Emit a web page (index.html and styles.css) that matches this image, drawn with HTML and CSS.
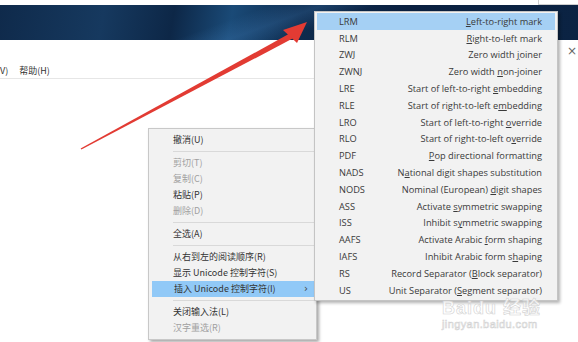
FILE: index.html
```html
<!DOCTYPE html>
<html lang="zh-CN">
<head>
    <meta charset="UTF-8">
    <meta name="viewport" content="width=device-width, initial-scale=1.0">
    <title>插入 Unicode 控制字符</title>
    <link rel="stylesheet" href="styles.css">
</head>
<body>
    <section class="Screen">
        <div class="Top-Strip"><div class="Corner-Box"></div></div>
        <div class="Banner"></div>
        <div class="Window">
            <div class="Menu-Bar">
                <span>V)</span>
                <span>帮助(H)</span>
            </div>
            <span class="Close">×</span>
        </div>

        <svg class="Arrow" width="578" height="342" viewBox="0 0 578 342">
            <polygon points="80.6,148.4 289.6,33.6 292.6,38.6 81.4,149.6" fill="#e23b33"/>
            <polygon points="307,22 283,30 297,43" fill="#e23b33"/>
        </svg>

        <div class="Context-Menu">
            <div class="Item">撤消(U)</div>
            <div class="Sep"></div>
            <div class="Item Disabled">剪切(T)</div>
            <div class="Item Disabled">复制(C)</div>
            <div class="Item">粘贴(P)</div>
            <div class="Item Disabled">删除(D)</div>
            <div class="Sep"></div>
            <div class="Item">全选(A)</div>
            <div class="Sep"></div>
            <div class="Item">从右到左的阅读顺序(R)</div>
            <div class="Item">显示 Unicode 控制字符(S)</div>
            <div class="Item Active">插入 Unicode 控制字符(I)<span class="Chevron">›</span></div>
            <div class="Sep"></div>
            <div class="Item">关闭输入法(L)</div>
            <div class="Item Disabled">汉字重选(R)</div>
        </div>

        <div class="Sub-Menu">
            <div class="Row Active"><span>LRM</span><span><u>L</u>eft-to-right mark</span></div>
            <div class="Row"><span>RLM</span><span><u>R</u>ight-to-left mark</span></div>
            <div class="Row"><span>ZWJ</span><span>Zero width <u>j</u>oiner</span></div>
            <div class="Row"><span>ZWNJ</span><span>Zero width <u>n</u>on-joiner</span></div>
            <div class="Row"><span>LRE</span><span>Start of left-to-right <u>e</u>mbedding</span></div>
            <div class="Row"><span>RLE</span><span>Start of right-to-left e<u>m</u>bedding</span></div>
            <div class="Row"><span>LRO</span><span>Start of left-to-right <u>o</u>verride</span></div>
            <div class="Row"><span>RLO</span><span>Start of right-to-left o<u>v</u>erride</span></div>
            <div class="Row"><span>PDF</span><span><u>P</u>op directional formatting</span></div>
            <div class="Row"><span>NADS</span><span>N<u>a</u>tional digit shapes substitution</span></div>
            <div class="Row"><span>NODS</span><span>Nominal (European) <u>d</u>igit shapes</span></div>
            <div class="Row"><span>ASS</span><span>Activate <u>s</u>ymmetric swapping</span></div>
            <div class="Row"><span>ISS</span><span>Inhibit s<u>y</u>mmetric swapping</span></div>
            <div class="Row"><span>AAFS</span><span>Activate Arabic <u>f</u>orm shaping</span></div>
            <div class="Row"><span>IAFS</span><span>Inhibit Arabic form s<u>h</u>aping</span></div>
            <div class="Row"><span>RS</span><span>Record Separator (<u>B</u>lock separator)</span></div>
            <div class="Row"><span>US</span><span>Unit Separator (<u>S</u>egment separator)</span></div>
        </div>

        <div class="Watermark">
            <div class="Logo">Bai<span class="Paw">du</span> 经验</div>
            <div class="Site">jingyan.baidu.com</div>
        </div>
    </section>
</body>
</html>
```

FILE: styles.css
```css
*{
    box-sizing: border-box;
    padding: 0;
    margin: 0;
}
body{
    width: 578px;
    height: 342px;
    overflow: hidden;
    background-color: #fff;
    font-family: "Noto Sans CJK SC", sans-serif;
}
section.Screen{
    position: relative;
    width: 578px;
    height: 342px;
    display: flex;
    flex-direction: column;
}
.Top-Strip{
    height: 5px;
    background-color: #fff;
    display: flex;
    justify-content: flex-end;
}
.Corner-Box{
    width: 40px;
    height: 5px;
    border-left: 1px solid #cfcfcf;
    border-bottom: 1px solid #cfcfcf;
}
.Banner{
    height: 35px;
    background:
        linear-gradient(160deg, rgba(255,255,255,0) 40%, rgba(70,130,190,0.25) 48%, rgba(255,255,255,0) 56%),
        linear-gradient(100deg, #0f2a4b 0%, #16395f 18%, #0d2747 30%, #1a4a77 40%, #0e2b4d 52%, #0a2040 70%, #0b2343 100%);
}
.Window{
    flex: 1;
    position: relative;
    background-color: #fff;
}
.Menu-Bar{
    margin-top: 25px;
    height: 14px;
    width: 314px;
    display: flex;
    gap: 11px;
    align-items: flex-end;
    font-size: 9px;
    color: #333;
    border-bottom: 1px solid #e6e6e6;
    padding-bottom: 1px;
}
.Close{
    position: absolute;
    right: 1px;
    top: 4px;
    font-family: "DejaVu Sans", sans-serif;
    font-size: 12px;
    color: #666;
}
.Arrow{
    position: absolute;
    left: 0;
    top: 0;
}

/* context menu */
.Context-Menu{
    position: absolute;
    left: 148px;
    top: 128px;
    width: 169px;
    padding: 3px 2px;
    background-color: #f2f2f2;
    border: 1px solid #c8c8c8;
    box-shadow: 2px 2px 3px rgba(0,0,0,0.35);
    font-size: 9px;
    color: #333;
}
.Context-Menu .Item{
    height: 16px;
    line-height: 16px;
    padding-left: 22px;
    display: flex;
    align-items: center;
    white-space: nowrap;
}
.Context-Menu .Item.Disabled{
    color: #a0a0a0;
}
.Context-Menu .Item.Active{
    background-color: #91c9f7;
    margin-left: 1px;
}
.Context-Menu .Chevron{
    margin-left: auto;
    margin-right: 6px;
    font-family: "DejaVu Sans", sans-serif;
    font-size: 10px;
    color: #444;
}
.Context-Menu .Sep{
    height: 1px;
    margin: 3px 0 3px 22px;
    background-color: #d9d9d9;
}

/* submenu */
.Sub-Menu{
    position: absolute;
    left: 314px;
    top: 11px;
    width: 244px;
    padding: 1px 2px;
    background-color: #f2f2f2;
    border: 1px solid #c4c4c4;
    box-shadow: 2px 2px 3px rgba(0,0,0,0.3);
    font-family: "Open Sans", sans-serif;
    font-size: 9.25px;
    color: #3a3a3a;
}
.Sub-Menu .Row{
    height: 16.8px;
    display: flex;
    align-items: center;
    justify-content: space-between;
    padding: 0 13px 0 22px;
    white-space: nowrap;
}
.Sub-Menu .Row.Active{
    background-color: #a5d0f4;
}
.Sub-Menu u{
    text-decoration-thickness: 1px;
    text-underline-offset: 1px;
}

/* watermark */
.Watermark{
    position: absolute;
    left: 442px;
    top: 301px;
    color: rgba(255,255,255,0.75);
    -webkit-text-stroke: 0.6px #d2d2d2;
    font-family: "Liberation Sans", "Noto Sans CJK SC", sans-serif;
}
.Watermark .Logo{
    font-size: 18px;
    font-weight: bold;
    line-height: 14px;
    letter-spacing: 1px;
}
.Watermark .Site{
    margin-top: 3px;
    font-size: 11px;
    line-height: 12px;
    letter-spacing: 0.4px;
}
```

▶ _Short problem_
Each line above that includes "styles" should be shown.

▶ _Answer to this task_
Emit a web page (index.html and styles.css) that matches this image, drawn with HTML and CSS.
    <link rel="stylesheet" href="styles.css">
FILE: styles.css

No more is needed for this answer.